Waiting For Godot


After a few straight days of weakness in the US, Asian markets have basically adopted a wait and see stance. The underlying market sentiment indicates that most markets want to rally. I am not saying that these are terrible naive optimists, but your read markets and you call them as such. Its ripe for a bear market rally. Getting the rally done is no easy task as every now and then earnings disappointments will put a halt to it.

While attention has focused on Citigroup's likely $10 billion quarterly loss next week, we have had other bombs as well. Deutsche Bank's shares tumbled 12% after it expects to post a fourth-quarter loss of about €4.8 billion, or $6.33 billion, citing "exceptional market conditions." In Germany, Commerzbank fell 10% while Deutsche Postbank lost 15%. Swiss banks tracked the broader sector, with UBS shares falling 2.8% while Credit Suisse shed 6.4%. The news slammed the banking sector, which was already reeling from a Morgan Stanley note stating that Europe's largest bank, HSBC Holdings, may have to raise as much as $30 billion in capital and halve its dividend. HSBC slumped 8%, and Barclays followed, losing 6.8%. In Paris, shares of BNP fell 6.1% while Societe Generale stood 6% lower. Royal Bank of Scotland lost 4.5%.

Other key bellwether earnings reports due Thursday will be from JP Morgan, Intel and Genetech.

On the non earnings factor, Bernanke’s LSE speech was greeted as some comfort to be positive. The other comforting development was that Senate Majority leader Reid believes he has enough votes to get approval for the additional $350bn of the TARP.

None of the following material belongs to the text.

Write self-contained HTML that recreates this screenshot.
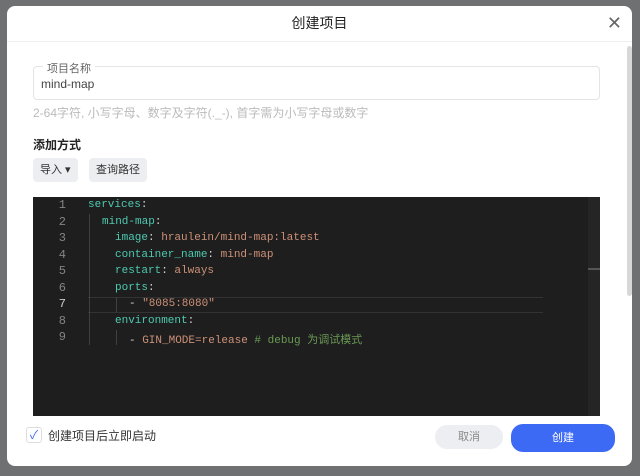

On mainland China, the Shanghai Composite surged 3.5% to 1928.87. Earlier in the day, China revised its gross domestic product growth rate upward for 2007 to 13%, indicating it may have overtaken Germany as the world's third-largest economy. Crude oil prices rose 3% in electronic trade after Saudi Oil Minister Ali Naimi said the country would cut its February production by more than the target set by OPEC in December.

Certainly not an easy time to make money. But I can see Asian markets trying to decouple, albeit for probably a short period. Still its a dicey tug of war. I am of the view that Asian markets will rally harder when US and Europe put up some gains. If they continue to weaken, Asian markets are likely to be flat rather than following them south in this quarter. Not a particularly easy time.